## Exercise task
Gather all lines in the entries below that include the word "screenshot".

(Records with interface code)
— BEGIN —
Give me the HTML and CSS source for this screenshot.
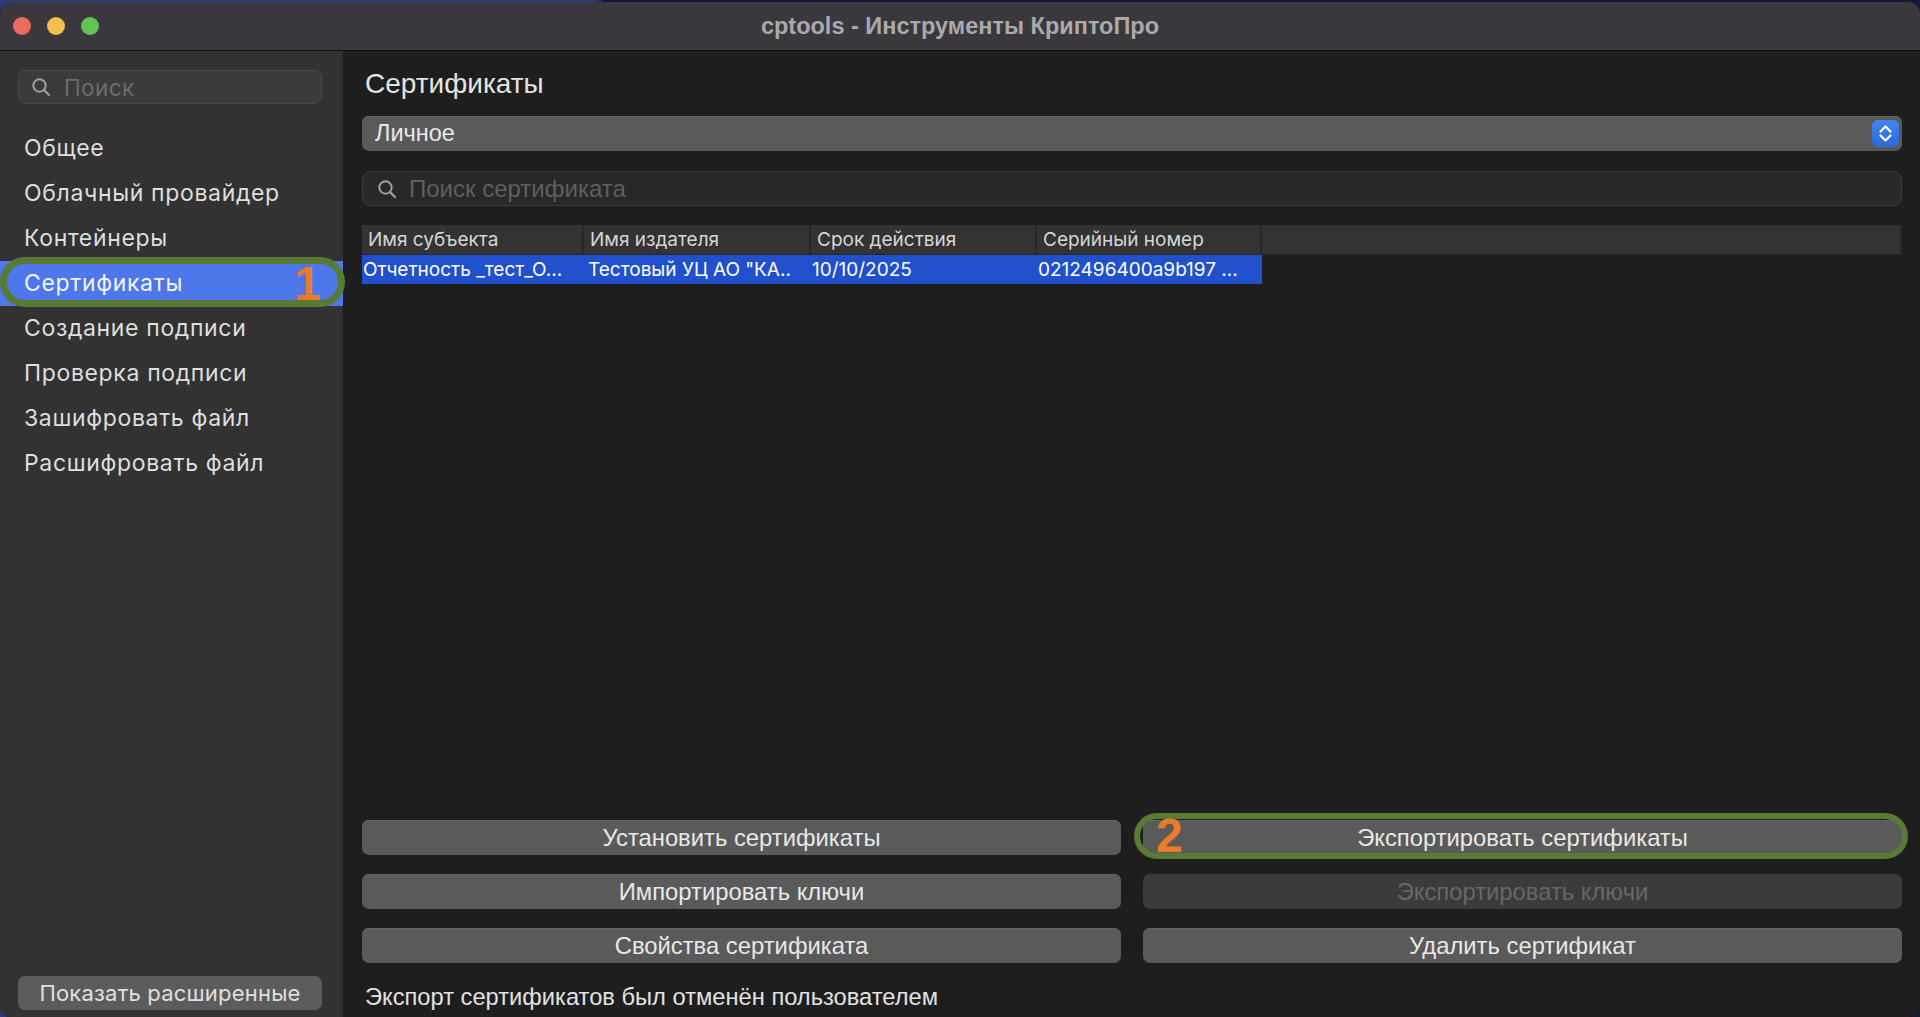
FILE: index.html
```html
<!DOCTYPE html>
<html lang="ru">
<head>
<meta charset="utf-8">
<title>cptools - Инструменты КриптоПро</title>
<link rel="stylesheet" href="styles.css">
</head>
<body>
<div class="desktop">
  <div class="window">
    <header class="titlebar">
      <div class="lights">
        <span class="light red"></span>
        <span class="light yellow"></span>
        <span class="light green"></span>
      </div>
      <div class="title">cptools - Инструменты КриптоПро</div>
      <div></div>
    </header>
    <div class="main">
      <aside class="sidebar">
        <div class="side-search">
          <svg class="icon-search" width="20" height="20" viewBox="0 0 20 20"><circle cx="8.5" cy="8.5" r="6.2" fill="none" stroke="#a2a2a2" stroke-width="2"/><path d="M13 13l5 5" stroke="#a2a2a2" stroke-width="2.2" stroke-linecap="round"/></svg>
          <span class="placeholder">Поиск</span>
        </div>
        <nav class="nav">
          <div class="nav-item">Общее</div>
          <div class="nav-item">Облачный провайдер</div>
          <div class="nav-item">Контейнеры</div>
          <div class="nav-item active">Сертификаты
            <div class="mark mark-1"><span class="mark-num num-1">1</span></div>
          </div>
          <div class="nav-item">Создание подписи</div>
          <div class="nav-item">Проверка подписи</div>
          <div class="nav-item">Зашифровать файл</div>
          <div class="nav-item">Расшифровать файл</div>
        </nav>
        <button class="side-btn">Показать расширенные</button>
      </aside>
      <section class="content">
        <h1 class="heading">Сертификаты</h1>
        <div class="select">
          <span>Личное</span>
          <span class="stepper"><svg width="27" height="27" viewBox="0 0 27 27"><path d="M8.5 11.5l5-5 5 5" fill="none" stroke="#fff" stroke-width="2.3" stroke-linecap="round" stroke-linejoin="round"/><path d="M8.5 15.5l5 5 5-5" fill="none" stroke="#fff" stroke-width="2.3" stroke-linecap="round" stroke-linejoin="round"/></svg></span>
        </div>
        <div class="search">
          <svg class="icon-search" width="20" height="20" viewBox="0 0 20 20"><circle cx="8.5" cy="8.5" r="6.2" fill="none" stroke="#a2a2a2" stroke-width="2"/><path d="M13 13l5 5" stroke="#a2a2a2" stroke-width="2.2" stroke-linecap="round"/></svg>
          <span class="placeholder2">Поиск сертификата</span>
        </div>
        <div class="table">
          <div class="thead">
            <div class="th">Имя субъекта</div>
            <div class="th">Имя издателя</div>
            <div class="th">Срок действия</div>
            <div class="th">Серийный номер</div>
            <div class="th"></div>
          </div>
          <div class="trow">
            <div class="td">Отчетность _тест_О...</div>
            <div class="td td-2">Тестовый УЦ АО "КА..</div>
            <div class="td">10/10/2025</div>
            <div class="td">0212496400a9b197 ...</div>
          </div>
        </div>
        <div class="buttons">
          <button class="btn">Установить сертификаты</button>
          <button class="btn btn-export">Экспортировать сертификаты
            <span class="mark mark-2"><span class="mark-num num-2">2</span></span>
          </button>
          <button class="btn">Импортировать ключи</button>
          <button class="btn disabled">Экспортировать ключи</button>
          <button class="btn">Свойства сертификата</button>
          <button class="btn">Удалить сертификат</button>
        </div>
        <div class="status">Экспорт сертификатов был отменён пользователем</div>
      </section>
    </div>
  </div>
</div>
</body>
</html>
```

FILE: styles.css
```css
* { box-sizing: border-box; }
html, body { margin: 0; padding: 0; }
body {
  width: 1920px;
  height: 1017px;
  overflow: hidden;
  background: #161a38;
  font-family: "Liberation Sans", Arial, sans-serif;
}
.desktop {
  height: 1017px;
  padding-top: 2px;
  background: linear-gradient(90deg, #2b3c7c 0, #2b3c7c 31%, #141838 31.5%, #141838 100%);
}
.window {
  height: 1015px;
  display: flex;
  flex-direction: column;
  border-radius: 12px 12px 10px 10px;
  overflow: hidden;
  background: #1e1e1e;
}
.titlebar {
  flex: none;
  height: 49px;
  display: grid;
  grid-template-columns: 1fr auto 1fr;
  align-items: center;
  background: #3a383c;
  border-bottom: 1px solid #111;
}
.lights { display: flex; gap: 16px; padding-left: 13px; }
.light { width: 18px; height: 18px; border-radius: 50%; display: block; }
.red { background: #ed6a5e; }
.yellow { background: #f4bf4f; }
.green { background: #61c554; }
.title {
  color: #aaa9ab;
  font-weight: bold;
  font-size: 23.5px;
}
.main { flex: 1; display: flex; min-height: 0; }

/* sidebar */
.sidebar {
  width: 343px;
  flex: none;
  background: #323232;
  display: flex;
  flex-direction: column;
  padding: 19px 0 7px;
  font-family: Inter, "Liberation Sans", sans-serif;
}
.side-search {
  height: 34px;
  margin: 0 21px 0 18px;
  background: #3b3b3b;
  border: 1px solid #474747;
  border-radius: 7px;
  display: flex;
  align-items: center;
  gap: 13px;
  padding-left: 12px;
}
.icon-search { flex: none; }
.placeholder { color: #6c6c6c; font-size: 22.5px; letter-spacing: 0.4px; }
.nav { margin-top: 22px; display: flex; flex-direction: column; }
.nav-item {
  position: relative;
  height: 45px;
  line-height: 45px;
  padding-left: 24px;
  color: #dedede;
  font-size: 23px;
  letter-spacing: 0.65px;
}
.nav-item.active { background: #4d77ea; color: #f4f4f4; }
.side-btn {
  margin: auto 21px 0 18px;
  height: 34px;
  border: none;
  border-radius: 7px;
  background: #5c5c5c;
  color: #e0e0e0;
  font-family: Inter, "Liberation Sans", sans-serif;
  font-size: 22px;
  letter-spacing: 0.2px;
  padding: 0;
}

/* annotations */
.mark {
  position: absolute;
  border: 7px solid #587a34;
  border-radius: 26px;
  pointer-events: none;
}
.mark-1 { left: 0; top: -4px; width: 345px; height: 50px; }
.mark-2 { left: -9px; top: -7px; width: 774px; height: 46px; border-width: 6px; }
.mark-num {
  position: absolute;
  font-family: "Liberation Sans", Arial, sans-serif;
  font-weight: bold;
  font-size: 48px;
  line-height: 48px;
  color: #ea7a2c;
}
.num-1 { left: 287px; top: -4px; }
.num-2 { left: 16px; top: -7px; }

/* content */
.content {
  flex: 1;
  min-width: 0;
  display: flex;
  flex-direction: column;
  padding: 15px 18px 0 19px;
}
.heading {
  margin: 0 0 14px 3px;
  font-weight: normal;
  font-size: 28px;
  line-height: 36px;
  color: #e4e4e4;
}
.select {
  flex: none;
  height: 35px;
  background: #5a5a5a;
  border-radius: 7px;
  box-shadow: inset 0 1px 0 #666;
  display: flex;
  align-items: center;
  justify-content: space-between;
  padding: 0 3px 0 13px;
  font-size: 23.5px;
  color: #e8e8e8;
}
.stepper {
  width: 27px;
  height: 27px;
  border-radius: 6px;
  background: linear-gradient(#4285ec, #2d68d8);
  display: flex;
}
.search {
  flex: none;
  margin-top: 20px;
  height: 35px;
  background: #282828;
  border: 1px solid #3b3b3b;
  border-radius: 8px;
  display: flex;
  align-items: center;
  gap: 12px;
  padding-left: 14px;
}
.placeholder2 { color: #5f5f5f; font-size: 24px; }

.table {
  flex: 1;
  margin-top: 19px;
  min-height: 0;
  font-family: Inter, "Liberation Sans", sans-serif;
  font-size: 19px;
}
.thead {
  display: grid;
  grid-template-columns: 222px 227px 226px 225px 1fr;
  height: 30px;
  background: #333;
  border-bottom: 1px solid #262626;
}
.th {
  padding-left: 6px;
  line-height: 29px;
  color: #d6d6d6;
  border-right: 2px solid #282828;
  white-space: nowrap;
}
.trow {
  display: grid;
  grid-template-columns: 222px 227px 226px 225px;
  width: 900px;
  height: 29px;
  background: #2150cc;
  color: #fff;
}
.td {
  padding-left: 1px;
  line-height: 29px;
  white-space: nowrap;
  overflow: hidden;
}
.td-2 { padding-left: 4px; }

.buttons {
  flex: none;
  display: grid;
  grid-template-columns: 1fr 1fr;
  column-gap: 22px;
  row-gap: 19px;
}
.btn {
  position: relative;
  height: 35px;
  border: none;
  border-radius: 7px;
  background: #5a5a5a;
  box-shadow: inset 0 1px 0 #656565;
  color: #e8e8e8;
  font-family: "Liberation Sans", Arial, sans-serif;
  font-size: 23.8px;
  padding: 0;
}
.btn.disabled { background: #3b3b3b; box-shadow: none; color: #676767; }
.status {
  flex: none;
  height: 40px;
  margin-top: 14px;
  line-height: 40px;
  padding-left: 3px;
  font-size: 23.7px;
  color: #e2e2e2;
}
```
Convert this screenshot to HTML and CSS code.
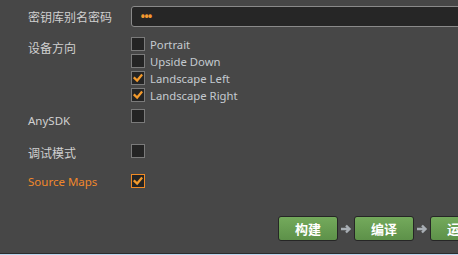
FILE: index.html
```html
<!DOCTYPE html>
<html lang="zh">
<head>
<meta charset="UTF-8" />
<title>构建发布</title>
<link rel="stylesheet" href="styles.css">
</head>
<body>
<div class="panel">
  <!-- 密钥库别名密码 -->
  <div class="row row-key">
    <div class="label">密钥库别名密码</div>
    <div class="field"><span class="dots">•••</span></div>
  </div>

  <!-- 设备方向 -->
  <div class="row row-orient">
    <div class="label">设备方向</div>
    <div class="options">
      <div class="option"><span class="box"></span><span class="opt-text">Portrait</span></div>
      <div class="option"><span class="box"></span><span class="opt-text">Upside Down</span></div>
      <div class="option"><span class="box checked"><svg viewBox="0 0 14 14"><path d="M3 7.2 L6 10 L11 4" /></svg></span><span class="opt-text">Landscape Left</span></div>
      <div class="option"><span class="box checked"><svg viewBox="0 0 14 14"><path d="M3 7.2 L6 10 L11 4" /></svg></span><span class="opt-text">Landscape Right</span></div>
    </div>
  </div>

  <div class="row row-sdk">
    <div class="label label-latin">AnySDK</div>
    <span class="box"></span>
  </div>

  <div class="row row-debug">
    <div class="label">调试模式</div>
    <span class="box"></span>
  </div>

  <div class="row row-maps">
    <div class="label label-latin label-orange">Source Maps</div>
    <span class="box box-orange checked"><svg viewBox="0 0 14 14"><path d="M3 7.2 L6 10 L11 4" /></svg></span>
  </div>

  <div class="actions">
    <button class="btn">构建</button>
    <svg class="arrow" viewBox="0 0 12 12"><path d="M1 6 H9 M6 2.5 L9.5 6 L6 9.5" /></svg>
    <button class="btn">编译</button>
    <svg class="arrow" viewBox="0 0 12 12"><path d="M1 6 H9 M6 2.5 L9.5 6 L6 9.5" /></svg>
    <button class="btn">运行</button>
  </div>
</div>
<div class="statusbar"></div>
</body>
</html>
```

FILE: styles.css
```css
html, body {
  margin: 0;
  height: 100%;
}
body {
  width: 458px;
  height: 255px;
  overflow: hidden;
  background: #474747;
  font-family: 'Noto Sans', 'Noto Sans CJK SC', sans-serif;
  color: #d2d2d2;
  display: flex;
  flex-direction: column;
}
.panel {
  flex: 1;
  padding-top: 6px;
  overflow: hidden;
}
.row {
  display: flex;
  align-items: flex-start;
}
.label {
  width: 103px;
  padding-left: 28px;
  flex-shrink: 0;
  font-size: 12px;
  line-height: 17px;
  color: #d0d0d0;
  font-family: 'Noto Sans CJK SC', 'Noto Sans', sans-serif;
}
.label-latin {
  font-family: 'Noto Sans', sans-serif;
  font-size: 11.5px;
}
.label-orange {
  color: #f0882c;
}
/* key password */
.row-key .label {
  line-height: 21px;
}
.field {
  flex: 1;
  height: 19px;
  margin-right: -10px;
  border: 1px solid #8a8a8a;
  border-radius: 3px;
  background: #262626;
  display: flex;
  align-items: center;
  padding-left: 8px;
}
.dots {
  color: #f39a30;
  font-size: 15px;
  letter-spacing: -2px;
  line-height: 1;
}
/* orientation */
.row-orient {
  margin-top: 10px;
}
.row-orient .label {
  padding-top: 2px;
}
.options {
  display: flex;
  flex-direction: column;
}
.option {
  display: flex;
  height: 17px;
  align-items: flex-start;
}
.opt-text {
  margin-left: 5px;
  font-size: 11.3px;
  line-height: 15px;
  color: #c4cad0;
}
.box {
  width: 12px;
  height: 12px;
  border: 1px solid #7a7a7a;
  background: #242424;
  flex-shrink: 0;
  display: flex;
}
.box svg {
  width: 12px;
  height: 12px;
}
.box svg path {
  fill: none;
  stroke: #f39a2c;
  stroke-width: 2.6;
  stroke-linecap: square;
}
.box-orange {
  border-color: #f08a24;
}
.row-sdk {
  margin-top: 4px;
}
.row-sdk .label {
  padding-top: 3px;
}
.row-debug {
  margin-top: 15px;
}
.row-maps {
  margin-top: 13px;
}
.row-maps .label {
  line-height: 15px;
}
/* buttons */
.actions {
  display: flex;
  align-items: center;
  margin-top: 27px;
  padding-left: 278px;
  width: 300px;
}
.btn {
  flex-shrink: 0;
  width: 60px;
  height: 25px;
  border: 1px solid #262626;
  border-radius: 3px;
  background: linear-gradient(#74aa5c, #5d9149);
  color: #fff;
  font-weight: bold;
  font-size: 13px;
  font-family: 'Noto Sans CJK SC', sans-serif;
  padding: 0;
}
.arrow {
  width: 12px;
  height: 12px;
  margin: 0 2px 0 2px;
  flex-shrink: 0;
}
.arrow path {
  fill: none;
  stroke: #a8aeb4;
  stroke-width: 2.4;
}
.statusbar {
  height: 1px;
  border-top: 1px solid #2c2c2c;
  background: #bcd6f0;
}
```
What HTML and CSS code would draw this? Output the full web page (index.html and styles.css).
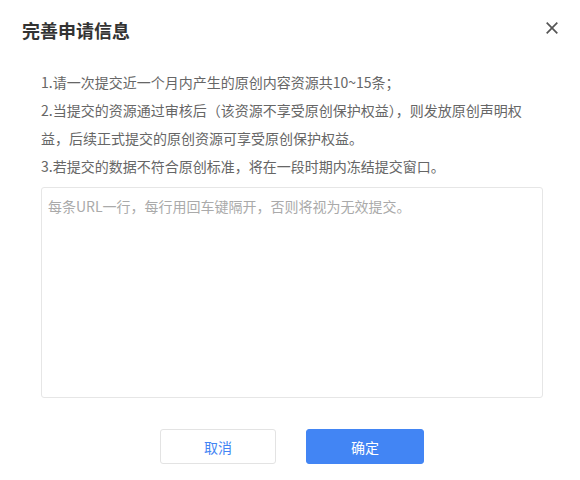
FILE: index.html
```html
<!DOCTYPE html>
<html lang="zh-CN">
<head>
<meta charset="utf-8">
<title>完善申请信息</title>
<link rel="stylesheet" href="styles.css">
</head>
<body>
<div class="dialog">
  <div class="header">
    <h2 class="title">完善申请信息</h2>
    <button class="close" aria-label="关闭">
      <svg width="12" height="12" viewBox="0 0 12 12"><path d="M0.7 0.7 L11.3 11.3 M11.3 0.7 L0.7 11.3" stroke="#555" stroke-width="1.7" fill="none"/></svg>
    </button>
  </div>
  <div class="body">
    <div class="rules">
      <p>1.请一次提交近一个月内产生的原创内容资源共10~15条；</p>
      <p>2.当提交的资源通过审核后（该资源不享受原创保护权益），则发放原创声明权益，后续正式提交的原创资源可享受原创保护权益。</p>
      <p>3.若提交的数据不符合原创标准，将在一段时期内冻结提交窗口。</p>
    </div>
    <textarea class="urls" placeholder="每条URL一行，每行用回车键隔开，否则将视为无效提交。"></textarea>
    <div class="actions">
      <button class="btn btn-cancel">取消</button>
      <button class="btn btn-ok">确定</button>
    </div>
  </div>
</div>
</body>
</html>
```
FILE: styles.css
```css
html, body {
  margin: 0;
  padding: 0;
  background: #fff;
}
body {
  font-family: "Noto Sans CJK SC", "Liberation Sans", sans-serif;
}
.dialog {
  width: 580px;
  height: 480px;
  background: #fff;
}
.header {
  display: flex;
  justify-content: space-between;
  align-items: center;
  padding: 18px 22px 0 22px;
  height: 24px;
}
.title {
  margin: 0;
  font-size: 18px;
  line-height: 24px;
  font-weight: bold;
  color: #333;
}
.close {
  border: 0;
  background: none;
  padding: 0;
  width: 12px;
  height: 12px;
  display: flex;
  margin-top: -4px;
  cursor: pointer;
}
.body {
  padding: 26px 37px 0 41px;
}
.rules {
  width: 495px;
  color: #666;
  font-size: 14px;
  line-height: 28px;
}
.rules p {
  margin: 0;
}
.urls {
  display: block;
  box-sizing: border-box;
  width: 502px;
  height: 211px;
  margin: 7px 0 0 0;
  padding: 8px 6px;
  border: 1px solid #e6e6e6;
  border-radius: 3px;
  font-family: "Noto Sans CJK SC", "Liberation Sans", sans-serif;
  font-size: 14px;
  line-height: 20px;
  color: #333;
  resize: none;
  outline: none;
}
.urls::placeholder {
  color: #aaa;
}
.actions {
  display: flex;
  gap: 30px;
  margin-top: 31px;
  padding-left: 119px;
}
.btn {
  height: 35px;
  border-radius: 3px;
  font-family: "Noto Sans CJK SC", "Liberation Sans", sans-serif;
  font-size: 14px;
  cursor: pointer;
  padding: 0;
}
.btn-cancel {
  width: 116px;
  background: #fff;
  border: 1px solid #e3e3e3;
  color: #4285f4;
}
.btn-ok {
  width: 118px;
  background: #4285f4;
  border: 1px solid #4285f4;
  color: #fff;
}
```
— END —
## Solution for this exercise
Give me the HTML and CSS source for this screenshot.
Convert this screenshot to HTML and CSS code.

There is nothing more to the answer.